It doesn’t take too long when you meet some people to know something is off. You just get a weird vibe. Maybe it’s the way they avoid eye contact. Maybe they smile too much. Maybe they just stand awkwardly. Whatever it is, they telegraph problems, and big ones too.
Other people are better at hiding it. You have to put a little effort into cracking open their shell before the dark stuff come spilling out. Yea, she seemed put together, but once you spent some time with her, she got clingy. He was cool right up to the moment he exploded because you asked him to turn down the TV.
Whether it’s obvious on the surface or not, most people are deeply insecure. Some have learned to disguise it, to present themselves as having rock solid confidence. Some don’t even try. Either way, deep insecurity is rampant and, while most of us can sense it in others or sometimes in ourselves, we have a hard time saying exactly what it is.
Because we cannot name this struggle well, we cannot win it. The first step to becoming less insecure is knowing what we mean when we talk about “insecurity.”
It’s really pretty simple.
Insecurity is the actual or imagined lack of resources necessary to form a stable life and personality.
That’s it. Once you grasp that, the rest of the path is clear.
But, sometimes simple concepts are the hardest to grasp.
Here’s an illustration.
Imagine standing in an empty room on the second floor of an abandoned house. Outside a storm is coming. The wind is strong. Once in a while, you feel the house sway.
At that point, your survival instinct is going to kick in and get you out of that house. Better to take your chances with the storm out in the open air than to be caught inside the house when it falls.
What you would fear in that situation is the house’s insecurity. You can tell from its behavior, especially under stress, that its foundation is weak, its boundaries frail.

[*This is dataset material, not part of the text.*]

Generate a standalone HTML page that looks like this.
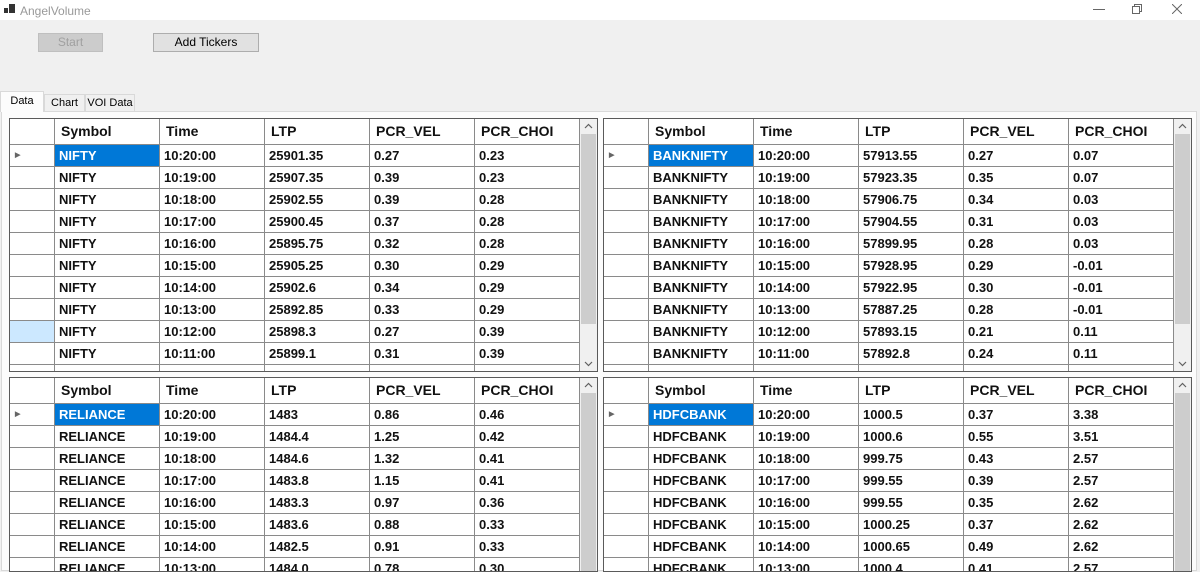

A lot of people aren’t very different from that house. The reason you want to run away from them sometimes is because, just like this hypothetical house, you sense they could collapse at any moment.
The metaphor here breaks down eventually because human beings are so much more complex than a simple house. Our foundations aren’t literal, and yet we need the resources to build them all the same.
These resources can be either material or psychological. Both are important. Let’s deal with the easier one first.
Material lack can make a guy insecure for sure. If you can’t pay for what you need, you’re going to be nervous a lot of the time. Knowing your needs are many and your income limited is a recipe for worry.
This is particularly true for those who are dependent on someone else to pay their bills. We might think of the college student still leaning on mom and dad to send money, but that’s misleading. Most of us are in exactly this situation.
Instead of depending on mom and dad to keep the cash rolling in, we depend on our employer. He could let us go, and then we’d be sunk. Such things tend to make us all uptight.
Psychological lack can be even tougher. When we never had the kind of relationships with our parents that made us believe we matter, when we lack a clear and balanced image of ourselves, when we lack understanding of how relationships work, we stand on shaky ground. We can feel it shifting, but don’t know where to run.
This kind of inner insecurity is pernicious. Lacking the resources to feel comfortable with ourselves can cripple even our most noble efforts to improve our lot.
Both material and psychological lacks can be real or imagined. If you’re worried about paying the rent because you don’t have enough money, but you spend a couple hundred dollars a month on video games and booze, you might have an imagined material lack. In this case, your problem isn’t a lack, but a problem of misallocation.
If you feel like you like nobody likes you, you might be right. Lacking the confidence to succeed socially can stem from a real lack of social skills, or it could stem from believing false things about yourself based on untruths you picked up somewhere in the past. The only way to know for sure is to test reality. Do people invite you out? Do you have friends? Do ok with the opposite sex? If so, your feelings probably stem from an imagined lack more than from a real one.
So, what do you do about the things you lack, these essential building blocks of a firm foundation. You do the only thing you can do: GO OUT AND GET THEM. They aren’t going to magically show up because you sat around feeling sorry for yourself long enough.
Maybe you need a second job to pay off some debt. Maybe you need a mentor. Maybe you need to read a good book. Maybe you need to learn some game.
Whatever it is, you must make a plan to identify the deficits that are making you insecure and work to fill them. Listen to yourself. The pain you feel is a voice calling you to take up your quest. If you will set out to pursue the things you need, you will find yourself on an adventure that will only make you stronger.